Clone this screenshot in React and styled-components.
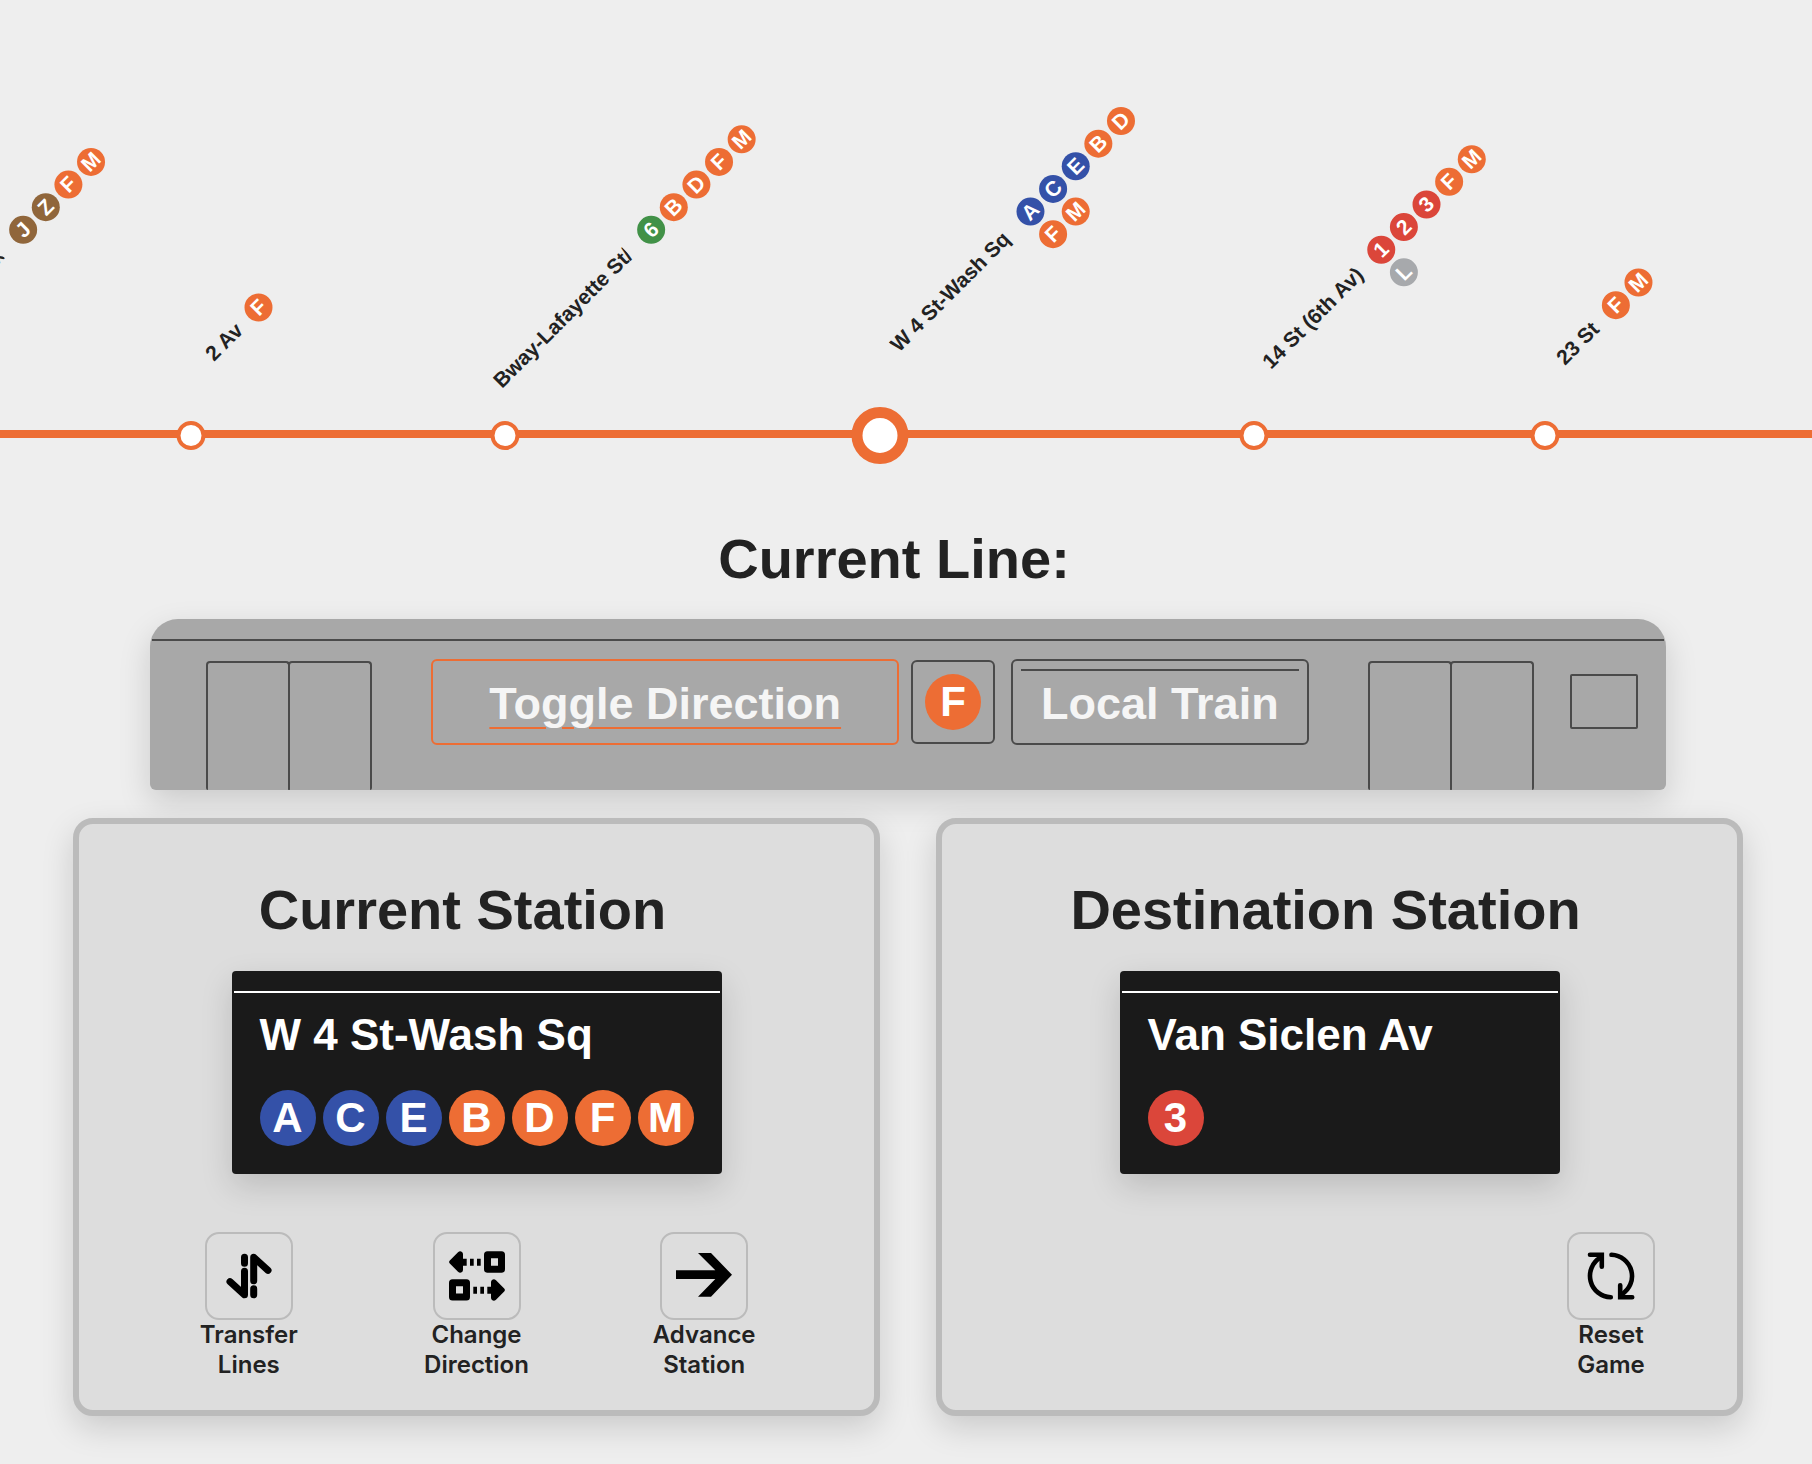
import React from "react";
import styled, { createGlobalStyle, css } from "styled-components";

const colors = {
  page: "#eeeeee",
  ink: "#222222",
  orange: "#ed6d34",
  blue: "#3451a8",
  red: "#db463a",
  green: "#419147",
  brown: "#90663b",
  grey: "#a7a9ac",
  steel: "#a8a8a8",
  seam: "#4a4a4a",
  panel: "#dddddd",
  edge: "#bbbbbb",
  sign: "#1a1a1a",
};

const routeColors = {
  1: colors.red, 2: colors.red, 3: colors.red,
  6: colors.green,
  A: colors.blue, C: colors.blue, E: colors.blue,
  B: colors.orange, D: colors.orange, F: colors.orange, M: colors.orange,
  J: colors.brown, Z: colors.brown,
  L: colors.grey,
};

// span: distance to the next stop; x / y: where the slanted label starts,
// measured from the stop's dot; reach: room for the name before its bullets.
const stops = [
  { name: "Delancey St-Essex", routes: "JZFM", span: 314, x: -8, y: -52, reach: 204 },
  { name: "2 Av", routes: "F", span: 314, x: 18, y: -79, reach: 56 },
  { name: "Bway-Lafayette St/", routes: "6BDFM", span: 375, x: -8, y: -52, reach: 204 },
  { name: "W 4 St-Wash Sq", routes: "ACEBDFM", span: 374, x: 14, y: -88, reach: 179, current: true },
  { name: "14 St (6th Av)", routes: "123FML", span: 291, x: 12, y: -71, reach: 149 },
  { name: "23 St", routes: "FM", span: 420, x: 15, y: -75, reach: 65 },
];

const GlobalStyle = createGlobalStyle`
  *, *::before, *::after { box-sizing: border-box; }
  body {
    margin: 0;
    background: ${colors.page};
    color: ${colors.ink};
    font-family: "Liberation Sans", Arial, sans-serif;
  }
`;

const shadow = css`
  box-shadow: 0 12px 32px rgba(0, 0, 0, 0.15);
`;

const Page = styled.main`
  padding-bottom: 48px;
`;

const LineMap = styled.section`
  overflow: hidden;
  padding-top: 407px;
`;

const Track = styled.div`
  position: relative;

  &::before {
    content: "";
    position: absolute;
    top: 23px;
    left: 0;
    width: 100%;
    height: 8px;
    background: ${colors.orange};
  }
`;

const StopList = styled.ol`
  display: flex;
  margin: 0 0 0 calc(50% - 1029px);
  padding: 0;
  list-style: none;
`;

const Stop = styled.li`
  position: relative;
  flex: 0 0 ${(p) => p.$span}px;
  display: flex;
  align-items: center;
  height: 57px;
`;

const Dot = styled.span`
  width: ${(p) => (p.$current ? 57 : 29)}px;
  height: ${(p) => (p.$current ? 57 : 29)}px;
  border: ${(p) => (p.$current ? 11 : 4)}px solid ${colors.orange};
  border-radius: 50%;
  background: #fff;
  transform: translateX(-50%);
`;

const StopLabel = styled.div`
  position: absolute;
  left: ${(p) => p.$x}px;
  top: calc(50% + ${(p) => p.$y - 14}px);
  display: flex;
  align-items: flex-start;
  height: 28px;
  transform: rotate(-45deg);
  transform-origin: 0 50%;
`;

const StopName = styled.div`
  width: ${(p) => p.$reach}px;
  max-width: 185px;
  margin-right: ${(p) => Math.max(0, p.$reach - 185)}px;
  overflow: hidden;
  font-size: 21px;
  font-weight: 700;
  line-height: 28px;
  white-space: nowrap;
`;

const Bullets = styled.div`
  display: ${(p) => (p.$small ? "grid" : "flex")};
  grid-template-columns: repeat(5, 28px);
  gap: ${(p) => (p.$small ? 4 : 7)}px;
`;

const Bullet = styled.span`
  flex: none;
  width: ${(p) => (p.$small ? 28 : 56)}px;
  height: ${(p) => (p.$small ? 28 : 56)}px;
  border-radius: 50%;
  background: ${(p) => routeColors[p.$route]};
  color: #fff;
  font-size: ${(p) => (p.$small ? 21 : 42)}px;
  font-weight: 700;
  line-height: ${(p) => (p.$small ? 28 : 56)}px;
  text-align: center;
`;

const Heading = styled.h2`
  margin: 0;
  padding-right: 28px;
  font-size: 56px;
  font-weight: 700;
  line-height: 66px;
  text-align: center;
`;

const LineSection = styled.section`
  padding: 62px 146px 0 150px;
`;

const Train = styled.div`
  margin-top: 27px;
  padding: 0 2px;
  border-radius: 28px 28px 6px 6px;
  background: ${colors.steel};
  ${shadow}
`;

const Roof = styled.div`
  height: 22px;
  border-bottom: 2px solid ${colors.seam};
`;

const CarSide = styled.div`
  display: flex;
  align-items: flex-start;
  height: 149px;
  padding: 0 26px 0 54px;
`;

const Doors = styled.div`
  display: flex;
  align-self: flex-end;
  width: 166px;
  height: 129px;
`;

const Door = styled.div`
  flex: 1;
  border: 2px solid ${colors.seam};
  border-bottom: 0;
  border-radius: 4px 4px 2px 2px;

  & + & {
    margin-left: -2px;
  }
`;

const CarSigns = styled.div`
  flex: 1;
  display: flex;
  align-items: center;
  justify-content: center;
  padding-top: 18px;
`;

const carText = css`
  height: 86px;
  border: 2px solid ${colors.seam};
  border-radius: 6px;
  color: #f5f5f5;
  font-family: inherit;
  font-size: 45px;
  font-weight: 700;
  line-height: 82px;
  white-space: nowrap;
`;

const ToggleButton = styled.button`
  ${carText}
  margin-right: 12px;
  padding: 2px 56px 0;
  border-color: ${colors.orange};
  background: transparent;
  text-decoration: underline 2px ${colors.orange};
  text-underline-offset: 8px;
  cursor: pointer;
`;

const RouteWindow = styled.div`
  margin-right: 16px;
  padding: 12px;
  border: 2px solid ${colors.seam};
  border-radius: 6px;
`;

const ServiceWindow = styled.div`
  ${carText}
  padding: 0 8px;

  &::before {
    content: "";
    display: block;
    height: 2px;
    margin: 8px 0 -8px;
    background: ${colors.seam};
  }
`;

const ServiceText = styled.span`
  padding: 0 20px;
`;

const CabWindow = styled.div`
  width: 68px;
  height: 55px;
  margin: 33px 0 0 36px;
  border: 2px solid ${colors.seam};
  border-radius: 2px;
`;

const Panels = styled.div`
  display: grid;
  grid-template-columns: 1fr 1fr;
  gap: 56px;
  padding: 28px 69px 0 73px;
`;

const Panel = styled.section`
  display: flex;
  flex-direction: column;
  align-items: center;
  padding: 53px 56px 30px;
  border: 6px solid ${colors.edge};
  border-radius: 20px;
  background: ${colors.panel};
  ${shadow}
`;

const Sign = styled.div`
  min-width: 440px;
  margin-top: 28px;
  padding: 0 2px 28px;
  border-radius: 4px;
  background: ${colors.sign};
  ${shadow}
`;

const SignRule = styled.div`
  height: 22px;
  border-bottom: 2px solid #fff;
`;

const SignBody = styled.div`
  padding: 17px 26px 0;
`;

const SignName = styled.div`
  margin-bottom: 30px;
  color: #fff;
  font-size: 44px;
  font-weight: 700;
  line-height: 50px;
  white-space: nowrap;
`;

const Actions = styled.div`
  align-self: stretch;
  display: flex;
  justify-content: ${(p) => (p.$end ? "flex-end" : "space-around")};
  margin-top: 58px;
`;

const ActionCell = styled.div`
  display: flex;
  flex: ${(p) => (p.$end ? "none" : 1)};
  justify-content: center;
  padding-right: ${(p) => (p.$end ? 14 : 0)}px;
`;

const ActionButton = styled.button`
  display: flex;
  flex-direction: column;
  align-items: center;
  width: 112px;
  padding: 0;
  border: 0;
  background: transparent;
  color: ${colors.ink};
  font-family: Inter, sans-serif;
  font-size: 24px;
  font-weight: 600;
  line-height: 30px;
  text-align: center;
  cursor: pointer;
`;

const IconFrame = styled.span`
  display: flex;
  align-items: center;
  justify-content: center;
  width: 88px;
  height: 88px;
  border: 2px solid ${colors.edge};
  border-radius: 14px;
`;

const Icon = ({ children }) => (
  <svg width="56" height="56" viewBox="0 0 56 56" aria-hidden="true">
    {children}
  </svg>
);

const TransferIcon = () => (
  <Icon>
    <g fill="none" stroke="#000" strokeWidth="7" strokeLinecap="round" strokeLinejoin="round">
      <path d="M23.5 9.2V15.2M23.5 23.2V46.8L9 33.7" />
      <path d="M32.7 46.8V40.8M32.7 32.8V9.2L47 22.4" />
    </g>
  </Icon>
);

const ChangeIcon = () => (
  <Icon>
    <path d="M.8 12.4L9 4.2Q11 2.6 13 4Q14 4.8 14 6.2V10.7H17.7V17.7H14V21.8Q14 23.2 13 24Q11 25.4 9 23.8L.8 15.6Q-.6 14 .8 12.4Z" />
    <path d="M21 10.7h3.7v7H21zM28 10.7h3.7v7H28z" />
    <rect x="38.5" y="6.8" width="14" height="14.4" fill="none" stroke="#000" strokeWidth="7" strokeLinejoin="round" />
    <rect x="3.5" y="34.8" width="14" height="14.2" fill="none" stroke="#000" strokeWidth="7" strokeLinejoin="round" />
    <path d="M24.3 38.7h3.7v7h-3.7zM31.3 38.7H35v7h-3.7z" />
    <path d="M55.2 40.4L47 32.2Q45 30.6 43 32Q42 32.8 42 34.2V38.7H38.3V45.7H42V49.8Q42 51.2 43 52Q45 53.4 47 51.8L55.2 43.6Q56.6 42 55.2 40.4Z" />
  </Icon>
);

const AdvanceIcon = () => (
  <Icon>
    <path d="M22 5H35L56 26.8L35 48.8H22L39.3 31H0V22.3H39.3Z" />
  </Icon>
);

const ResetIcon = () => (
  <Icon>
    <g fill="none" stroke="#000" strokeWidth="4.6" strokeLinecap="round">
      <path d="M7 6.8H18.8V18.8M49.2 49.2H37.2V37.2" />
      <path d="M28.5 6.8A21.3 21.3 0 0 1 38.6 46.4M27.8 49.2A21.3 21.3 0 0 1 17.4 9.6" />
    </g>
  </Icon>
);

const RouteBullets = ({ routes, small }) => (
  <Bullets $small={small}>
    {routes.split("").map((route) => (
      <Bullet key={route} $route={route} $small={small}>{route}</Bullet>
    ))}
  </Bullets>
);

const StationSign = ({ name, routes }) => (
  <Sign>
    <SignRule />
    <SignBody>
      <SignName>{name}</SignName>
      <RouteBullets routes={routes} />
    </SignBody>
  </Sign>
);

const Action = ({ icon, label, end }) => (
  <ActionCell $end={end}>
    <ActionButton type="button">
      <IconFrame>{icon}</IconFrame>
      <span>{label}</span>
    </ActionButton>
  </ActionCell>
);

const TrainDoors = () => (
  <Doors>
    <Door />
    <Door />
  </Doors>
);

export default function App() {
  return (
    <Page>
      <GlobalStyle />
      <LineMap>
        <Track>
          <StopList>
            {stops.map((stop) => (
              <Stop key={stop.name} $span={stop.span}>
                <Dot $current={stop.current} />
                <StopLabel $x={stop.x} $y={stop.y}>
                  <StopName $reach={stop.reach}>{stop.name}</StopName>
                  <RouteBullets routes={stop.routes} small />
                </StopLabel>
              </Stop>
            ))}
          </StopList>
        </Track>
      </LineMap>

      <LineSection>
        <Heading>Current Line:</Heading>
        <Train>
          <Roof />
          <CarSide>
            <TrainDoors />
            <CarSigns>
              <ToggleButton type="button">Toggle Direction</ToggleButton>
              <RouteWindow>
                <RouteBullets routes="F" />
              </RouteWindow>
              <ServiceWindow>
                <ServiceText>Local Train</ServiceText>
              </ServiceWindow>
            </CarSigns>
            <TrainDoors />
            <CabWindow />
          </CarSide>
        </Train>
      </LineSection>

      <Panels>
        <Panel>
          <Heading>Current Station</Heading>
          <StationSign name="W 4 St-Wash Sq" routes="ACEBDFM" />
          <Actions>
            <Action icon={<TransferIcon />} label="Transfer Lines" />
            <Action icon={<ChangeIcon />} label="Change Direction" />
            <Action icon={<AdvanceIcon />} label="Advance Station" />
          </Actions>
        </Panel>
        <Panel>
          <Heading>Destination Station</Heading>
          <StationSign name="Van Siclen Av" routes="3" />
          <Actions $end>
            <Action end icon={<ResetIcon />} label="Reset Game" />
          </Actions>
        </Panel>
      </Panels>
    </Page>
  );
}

TASK DESCRIPTION
Using the material above, work out how many lines contain the string "components". Give that number alone.

RIGHT ANSWER
2